As wool is more delicate that prepared garment fibers, you’ll need to make sure that you don’t put the fibers through any quick adverse temperature changes to avoid any matting together.

  • As a general guide, use at least 100-250g of dye powder for each 100g – 250g amount of wool that you wish to dye.
  • Add at least 2-3 litres of water (or enough to submerge a t-shirt in a washing up bowl or bucket).
  • Take the 100-250g of dye powder and add this to 2-3 liters of hot, simmering water which is at least 90 C. Keep raising the temperature until just about boiling and then simmer the mixture whilst stirring for at least 30 mins. This will allow the dye to leach into the water.
  • Turn off the heat and allow the water to cool down to around 35C max.
  • Once it’s cooled down at this stage, you should be able to decant the resultant fluid from the pot into another clean container for example a bucket or washing up bowl, leaving the used dye powder at the bottom of the pan. This is particularly useful if you’re using a leaf based or rough plant based dye material. Don’t worry if some material has gone onto the wool as this can be rinsed off later.

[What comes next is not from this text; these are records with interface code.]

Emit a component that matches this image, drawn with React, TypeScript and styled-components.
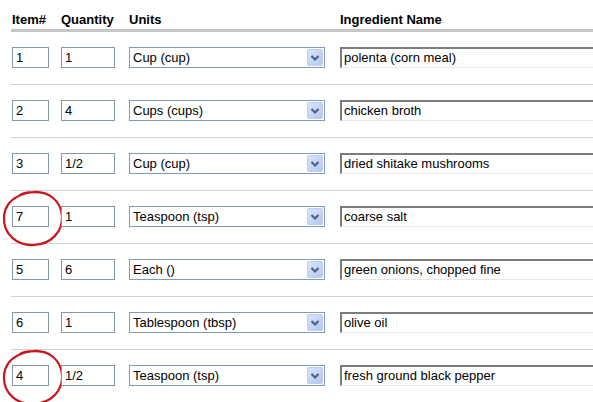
import React from 'react';
import styled, { createGlobalStyle } from 'styled-components';

const GlobalStyle = createGlobalStyle`
  html, body {
    margin: 0;
    padding: 0;
    background: #ffffff;
    overflow: hidden;
  }
  body {
    font-family: "Liberation Sans", Arial, sans-serif;
  }
`;

type Ingredient = {
  item: string;
  qty: string;
  unit: string;
  name: string;
  circled?: boolean;
};

const rows: Ingredient[] = [
  { item: '1', qty: '1', unit: 'Cup (cup)', name: 'polenta (corn meal)' },
  { item: '2', qty: '4', unit: 'Cups (cups)', name: 'chicken broth' },
  { item: '3', qty: '1/2', unit: 'Cup (cup)', name: 'dried shitake mushrooms' },
  { item: '7', qty: '1', unit: 'Teaspoon (tsp)', name: 'coarse salt', circled: true },
  { item: '5', qty: '6', unit: 'Each ()', name: 'green onions, chopped fine' },
  { item: '6', qty: '1', unit: 'Tablespoon (tbsp)', name: 'olive oil' },
  { item: '4', qty: '1/2', unit: 'Teaspoon (tsp)', name: 'fresh ground black pepper', circled: true },
];

// the ingredient column runs off the right edge in the screenshot
const Sheet = styled.div`
  margin-left: 11px;
  width: 582px;
`;

const Row = styled.div<{ $head?: boolean; $last?: boolean }>`
  display: grid;
  grid-template-columns: 49px 68px 211px 1fr;
  align-items: start;
  padding-left: 1px;
  box-sizing: border-box;
  height: ${(p) => (p.$head ? '32px' : '53px')};
  padding-top: ${(p) => (p.$head ? '12px' : '15px')};
  border-bottom: ${(p) =>
    p.$head ? '3px solid #c6c6c6' : p.$last ? 'none' : '1px solid #d2d2d2'};
`;

const HeadCell = styled.div`
  font-size: 13px;
  font-weight: bold;
  line-height: 15px;
  color: #000;
  white-space: nowrap;
`;

const Cell = styled.div`
  position: relative;
  min-width: 0;
`;

const Field = styled.div<{ $w: number }>`
  box-sizing: border-box;
  width: ${(p) => p.$w}px;
  height: 21px;
  border: 1px solid #8696a6;
  background: #fff;
  font-size: 13px;
  line-height: 19px;
  padding-left: 3px;
  color: #000;
  white-space: nowrap;
  overflow: hidden;
`;

const NameField = styled.div`
  box-sizing: border-box;
  width: 100%;
  height: 21px;
  border-top: 2px solid #7c7c7c;
  border-left: 2px solid #7c7c7c;
  border-bottom: 1px solid #e6e6e6;
  background: #fff;
  font-size: 13px;
  line-height: 18px;
  padding-left: 2px;
  color: #000;
  white-space: nowrap;
  overflow: hidden;
`;

const Select = styled.div`
  box-sizing: border-box;
  width: 196px;
  height: 21px;
  border: 1px solid #7f9db9;
  background: #fff;
  display: flex;
  align-items: center;
  justify-content: space-between;
  padding: 0 1px 0 3px;
  font-size: 13px;
  color: #000;
  white-space: nowrap;
`;

const DropButton = styled.span`
  display: flex;
  width: 16px;
  height: 17px;
`;

const Ring = styled.svg`
  position: absolute;
  left: -11px;
  top: -16px;
  width: 64px;
  height: 58px;
  pointer-events: none;
  overflow: visible;
`;

const Arrow = () => (
  <DropButton>
    <svg width="16" height="17" viewBox="0 0 16 17">
      <defs>
        <linearGradient id="dd" x1="0" y1="0" x2="1" y2="1">
          <stop offset="0" stopColor="#dce6fb" />
          <stop offset="1" stopColor="#b3c5f0" />
        </linearGradient>
      </defs>
      <rect x="0.5" y="0.5" width="15" height="16" rx="1.5" fill="url(#dd)" stroke="#bccdf2" />
      <path d="M4.5 7 L8 10.5 L11.5 7" fill="none" stroke="#4d6185" strokeWidth="2.2" />
    </svg>
  </DropButton>
);

const CircleMark = () => (
  <Ring viewBox="0 0 64 58">
    <path
      d="M42 3 C26 0 4 7 3 27 C2 45 17 56 33 55 C50 54 62 42 61 26 C60 11 48 1 32 2 C26 2 22 3 19 5"
      fill="none"
      stroke="#c8161c"
      strokeWidth="2.2"
      strokeLinecap="round"
    />
  </Ring>
);

const App = () => {
  return (
    <>
      <GlobalStyle />
      <Sheet>
        <Row $head>
          <HeadCell>Item#</HeadCell>
          <HeadCell>Quantity</HeadCell>
          <HeadCell>Units</HeadCell>
          <HeadCell>Ingredient Name</HeadCell>
        </Row>
        {rows.map((r, i) => (
          <Row key={i} $last={i === rows.length - 1}>
            <Cell>
              <Field $w={37}>{r.item}</Field>
              {r.circled && <CircleMark />}
            </Cell>
            <Cell>
              <Field $w={54}>{r.qty}</Field>
            </Cell>
            <Cell>
              <Select>
                <span>{r.unit}</span>
                <Arrow />
              </Select>
            </Cell>
            <Cell>
              <NameField>{r.name}</NameField>
            </Cell>
          </Row>
        ))}
      </Sheet>
    </>
  );
};

export default App;
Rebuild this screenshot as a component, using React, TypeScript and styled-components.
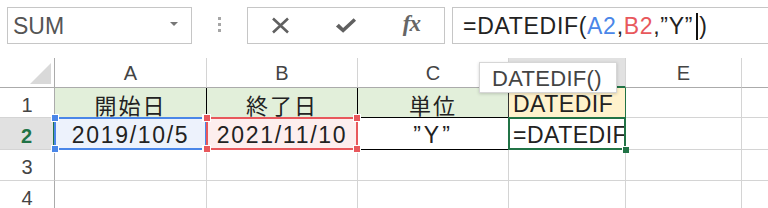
import React from 'react';
import styled, { createGlobalStyle, css } from 'styled-components';

const GlobalStyle = createGlobalStyle`
  html, body {
    margin: 0;
    padding: 0;
    background: #ffffff;
    overflow: hidden;
  }
  body {
    font-family: 'Liberation Sans', 'Noto Sans CJK JP', sans-serif;
  }
`;

const GREEN = '#217346';
const BLUE = '#4a86e8';
const RED = '#e8585c';

const Page = styled.div`
  width: 768px;
  height: 208px;
  overflow: hidden;
  color: #222;
`;

/* ---------- formula bar ---------- */

const TopBar = styled.div`
  display: flex;
  align-items: stretch;
  height: 37px;
  padding: 7px 0 0 7px;
  margin-bottom: 14px;
`;

const NameBox = styled.div`
  width: 185px;
  flex: none;
  box-sizing: border-box;
  border: 1px solid #c6c6c6;
  display: flex;
  align-items: center;
  justify-content: space-between;
  padding: 2px 13px 0 5px;
  font-size: 23px;
  color: #555;
`;

const Caret = styled.span`
  width: 0;
  height: 0;
  border-left: 4px solid transparent;
  border-right: 4px solid transparent;
  border-top: 4px solid #777;
  margin-top: -6px;
`;

const Grip = styled.div`
  width: 55px;
  flex: none;
  display: flex;
  flex-direction: column;
  align-items: center;
  justify-content: center;
  gap: 3px;
  padding-bottom: 2px;
`;

const GripDot = styled.span`
  width: 3px;
  height: 3px;
  background: #a6a6a6;
`;

const ButtonBox = styled.div`
  width: 198px;
  flex: none;
  box-sizing: border-box;
  border: 1px solid #c6c6c6;
  display: flex;
  align-items: center;
  justify-content: space-around;
  margin-right: 7px;
`;

const IconSlot = styled.span`
  width: 22px;
  display: flex;
  justify-content: center;
  align-items: center;
`;

const FxLabel = styled.span`
  font-family: 'Liberation Serif', serif;
  font-style: italic;
  font-weight: bold;
  font-size: 23px;
  color: #666;
  letter-spacing: -1px;
  margin-top: -3px;
`;

const FormulaBox = styled.div`
  flex: 1;
  box-sizing: border-box;
  border: 1px solid #c6c6c6;
  border-right: none;
  display: flex;
  align-items: center;
  padding: 2px 0 0 10px;
  font-size: 23px;
  letter-spacing: 0.7px;
  color: #222;
  white-space: nowrap;
`;

const RefText = styled.span<{ $color: string }>`
  color: ${p => p.$color};
`;

const TextCursor = styled.span`
  display: inline-block;
  width: 2px;
  height: 27px;
  background: #111;
  margin: 0 1px 0 3px;
  vertical-align: middle;
`;

/* ---------- sheet ---------- */

const Sheet = styled.div`
  position: relative;
`;

const Row = styled.div<{ $h: number }>`
  display: flex;
  height: ${p => p.$h}px;
`;

const Corner = styled.div`
  width: 55px;
  flex: none;
  box-sizing: border-box;
  border-right: 1px solid #ababab;
  border-bottom: 1px solid #ababab;
  display: flex;
  align-items: flex-end;
  justify-content: flex-end;
  padding: 0 3px 3px 0;
`;

const ColHead = styled.div<{ $w: number; $active?: boolean }>`
  width: ${p => p.$w}px;
  flex: none;
  box-sizing: border-box;
  border-right: 1px solid #d4d4d4;
  border-bottom: 1px solid #ababab;
  display: flex;
  align-items: center;
  justify-content: center;
  padding-top: 1px;
  font-size: 20px;
  color: #444;
  ${p =>
    p.$active &&
    css`
      background: #e1e1e1;
      border-bottom: 2px solid ${GREEN};
      color: ${GREEN};
    `}
`;

const RowHead = styled.div<{ $active?: boolean }>`
  width: 55px;
  flex: none;
  box-sizing: border-box;
  border-right: 1px solid #ababab;
  border-bottom: 1px solid #d4d4d4;
  display: flex;
  align-items: center;
  justify-content: center;
  padding-top: 5px;
  font-size: 20px;
  color: #444;
  ${p =>
    p.$active &&
    css`
      background: #e1e1e1;
      border-right: 2px solid ${GREEN};
      color: ${GREEN};
      font-weight: bold;
    `}
`;

const Cell = styled.div<{
  $w: number;
  $bg?: string;
  $align?: 'center' | 'flex-start';
  $right?: string;
  $bottom?: string;
}>`
  position: relative;
  width: ${p => p.$w}px;
  flex: none;
  box-sizing: border-box;
  background: ${p => p.$bg ?? '#ffffff'};
  border-right: 1px solid ${p => p.$right ?? '#d4d4d4'};
  border-bottom: 1px solid ${p => p.$bottom ?? '#d4d4d4'};
  display: flex;
  align-items: center;
  justify-content: ${p => p.$align ?? 'center'};
  padding: 4px 0 0 ${p => (p.$align === 'flex-start' ? '4px' : '0')};
  min-width: 0;
`;

const CellText = styled.span<{ $spacing?: number }>`
  font-size: 23px;
  color: #222;
  white-space: nowrap;
  overflow: hidden;
  letter-spacing: ${p => p.$spacing ?? 0}px;
`;

const JpText = styled.span`
  font-family: 'Noto Sans CJK JP', sans-serif;
  font-size: 22px;
  color: #222;
  letter-spacing: 2px;
  margin-top: -2px;
`;

const RefBox = styled.div<{ $color: string }>`
  position: absolute;
  top: -1px;
  left: -1px;
  right: -1px;
  bottom: -1px;
  border: 2px solid ${p => p.$color};
  pointer-events: none;
  z-index: 2;
`;

const Knob = styled.span<{ $color: string; $x: 'left' | 'right'; $y: 'top' | 'bottom' }>`
  position: absolute;
  width: 8px;
  height: 8px;
  box-sizing: border-box;
  background: ${p => p.$color};
  border: 1px solid #ffffff;
  ${p => p.$x}: -5px;
  ${p => p.$y}: -5px;
`;

const ActiveBox = styled.div`
  position: absolute;
  top: -1px;
  left: -1px;
  right: -1px;
  bottom: -1px;
  border: 2px solid ${GREEN};
  pointer-events: none;
  z-index: 3;
`;

const FillHandle = styled.span`
  position: absolute;
  right: -5px;
  bottom: -5px;
  width: 7px;
  height: 7px;
  box-sizing: border-box;
  background: ${GREEN};
  border-top: 1px solid #ffffff;
  border-left: 1px solid #ffffff;
`;

const Tooltip = styled.div`
  position: absolute;
  left: 479px;
  top: 4px;
  width: 138px;
  height: 31px;
  box-sizing: border-box;
  background: #ffffff;
  border: 1px solid #d6d6d6;
  box-shadow: 0 1px 3px rgba(0, 0, 0, 0.18);
  display: flex;
  align-items: center;
  padding: 2px 0 0 12px;
  font-size: 22px;
  letter-spacing: 0.3px;
  color: #444;
  z-index: 5;
`;

const COLS = [152, 151, 151, 117, 116, 120];
// D's letter sits under the tooltip, F's centre lies beyond the window
const LETTERS = ['A', 'B', 'C', '', 'E', ''];

const RefKnobs: React.FC<{ color: string }> = ({ color }) => (
  <>
    <Knob $color={color} $x="left" $y="top" />
    <Knob $color={color} $x="right" $y="top" />
    <Knob $color={color} $x="left" $y="bottom" />
    <Knob $color={color} $x="right" $y="bottom" />
  </>
);

const EmptyRow: React.FC<{ n: number }> = ({ n }) => (
  <Row $h={31}>
    <RowHead>{n}</RowHead>
    {COLS.map((w, i) => (
      <Cell key={i} $w={w} />
    ))}
  </Row>
);

const App: React.FC = () => {
  return (
    <Page>
      <GlobalStyle />
      <TopBar>
        <NameBox>
          <span>SUM</span>
          <Caret />
        </NameBox>
        <Grip>
          <GripDot />
          <GripDot />
          <GripDot />
        </Grip>
        <ButtonBox>
          <IconSlot>
            <svg width="19" height="17" viewBox="0 0 19 17">
              <path d="M2 1.5 L17 15.5 M17 1.5 L2 15.5" stroke="#606060" strokeWidth="2.6" fill="none" />
            </svg>
          </IconSlot>
          <IconSlot>
            <svg width="23" height="17" viewBox="0 0 23 17">
              <path d="M1 9.5 L4 6.8 L8.5 11 L19.5 1 L22 3.6 L8.5 16.2 Z" fill="#606060" />
            </svg>
          </IconSlot>
          <IconSlot>
            <FxLabel>fx</FxLabel>
          </IconSlot>
        </ButtonBox>
        <FormulaBox>
          =DATEDIF(<RefText $color={BLUE}>A2</RefText>,<RefText $color={RED}>B2</RefText>,”Y”
          <TextCursor />)
        </FormulaBox>
      </TopBar>

      <Sheet>
        <Row $h={30}>
          <Corner>
            <svg width="21" height="21" viewBox="0 0 21 21">
              <path d="M21 0 L21 21 L0 21 Z" fill="#d9d9d9" />
            </svg>
          </Corner>
          {COLS.map((w, i) => (
            <ColHead key={i} $w={w} $active={i === 3}>
              {LETTERS[i]}
            </ColHead>
          ))}
        </Row>

        <Row $h={30}>
          <RowHead>1</RowHead>
          <Cell $w={COLS[0]} $bg="#e2efda" $right="#000">
            <JpText>開始日</JpText>
          </Cell>
          <Cell $w={COLS[1]} $bg="#e2efda" $right="#000">
            <JpText>終了日</JpText>
          </Cell>
          <Cell $w={COLS[2]} $bg="#e2efda" $right="#333" $bottom="#000">
            <JpText>単位</JpText>
          </Cell>
          <Cell $w={COLS[3]} $bg="#fff2cc" $align="flex-start" $right={GREEN}>
            <CellText $spacing={0.5}>DATEDIF</CellText>
          </Cell>
          <Cell $w={COLS[4]} />
          <Cell $w={COLS[5]} />
        </Row>

        <Row $h={32}>
          <RowHead $active>2</RowHead>
          <Cell $w={COLS[0]} $bg="#edf2fc">
            <CellText $spacing={1.7}>2019/10/5</CellText>
            <RefBox $color={BLUE}>
              <RefKnobs color={BLUE} />
            </RefBox>
          </Cell>
          <Cell $w={COLS[1]} $bg="#fdeeee">
            <CellText $spacing={1.7}>2021/11/10</CellText>
            <RefBox $color={RED}>
              <RefKnobs color={RED} />
            </RefBox>
          </Cell>
          <Cell $w={COLS[2]} $bottom="#000">
            <CellText $spacing={3}>”Y”</CellText>
          </Cell>
          <Cell $w={COLS[3]} $align="flex-start">
            <CellText $spacing={0.5}>=DATEDIF</CellText>
            <ActiveBox>
              <FillHandle />
            </ActiveBox>
          </Cell>
          <Cell $w={COLS[4]} />
          <Cell $w={COLS[5]} />
        </Row>

        <EmptyRow n={3} />
        <EmptyRow n={4} />

        <Tooltip>DATEDIF()</Tooltip>
      </Sheet>
    </Page>
  );
};

export default App;
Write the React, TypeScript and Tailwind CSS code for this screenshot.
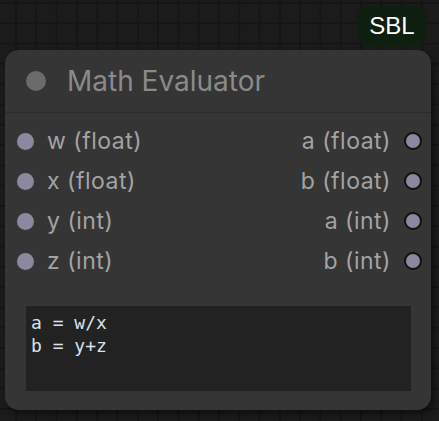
import React from 'react';

const inputs = ['w (float)', 'x (float)', 'y (int)', 'z (int)'];
const outputs = ['a (float)', 'b (float)', 'a (int)', 'b (int)'];

const App = () => {
    return (
        <div className="w-[439px] h-[421px] overflow-hidden flex flex-col pt-[6px] bg-[#1b1b1b] bg-[linear-gradient(to_right,#151515_2px,transparent_2px),linear-gradient(to_bottom,#151515_2px,transparent_2px)] bg-size-[20.3px_20.3px] bg-position-[15px_2px] font-['Inter',sans-serif]">
            {/* Badge */}
            <div className="self-end mr-[13px] w-[68px] h-[40px] rounded-[10px] bg-[#0e1f10] flex items-center justify-center text-white text-[24px] font-['Liberation_Sans',sans-serif]">
                SBL
            </div>

            {/* Node */}
            <div className="mt-[4px] ml-[5px] w-[426px] h-[360px] rounded-[14px] bg-[#353535] shadow-[3px_4px_6px_rgba(0,0,0,0.45)] flex flex-col">
                {/* Header */}
                <div className="h-[63px] border-b border-[#2b2b2b] flex items-center pl-[21px] gap-[21px] shrink-0">
                    <div className="w-[20px] h-[20px] rounded-full bg-[#6b6b6b]"></div>
                    <span className="text-[28px] text-[#8a8a8a] leading-none">Math Evaluator</span>
                </div>

                {/* Sockets */}
                <div className="flex justify-between pt-[8px] pl-[12px] pr-[9px]">
                    <div className="flex flex-col">
                        {inputs.map((label) => (
                            <div key={label} className="h-[40px] flex items-center gap-[13px]">
                                <div className="w-[17px] h-[17px] rounded-full bg-[#8a899f]"></div>
                                <span className="text-[23px] tracking-[0.5px] text-[#a3a3a3] leading-none">{label}</span>
                            </div>
                        ))}
                    </div>
                    <div className="flex flex-col items-end">
                        {outputs.map((label, i) => (
                            <div key={label + i} className="h-[40px] flex items-center gap-[13px]">
                                <span className="text-[23px] tracking-[0.5px] text-[#a3a3a3] leading-none">{label}</span>
                                <div className="w-[18px] h-[18px] rounded-full bg-[#8a899f] border-2 border-[#111111]"></div>
                            </div>
                        ))}
                    </div>
                </div>

                {/* Code */}
                <div className="mt-[25px] mx-[21px] mr-[20px] h-[85px] bg-[#222222] pt-[5px] pl-[5px] font-['DejaVu_Sans_Mono',monospace] text-[18px] leading-[23px] text-[#dbe0ea] whitespace-pre">
                    <div>a = w/x</div>
                    <div>b = y+z</div>
                </div>
            </div>
        </div>
    );
};

export default App;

  • At this stage, at the wool to the container with the dye fluid.
  • Manipulate the garment inside the dye mixture every 10 mins for at least 1 hour, squish the wool gently together to ensure that the fibers are getting washed over with dye.
  • For best results, leave the wool inside the mixture for at least 5 hours. You don’t need to re-heat the mixture during this soaking phase.
  • The next stage is to drain and rinse your wool gently under cold (not ice cold) running water for a few minutes.
  • Once rinsed, place your dyed wool on a towel.
  • Once dried, you can spin or kit your wool. Alternatively store in a cardboard box (not plastic bag) for later use.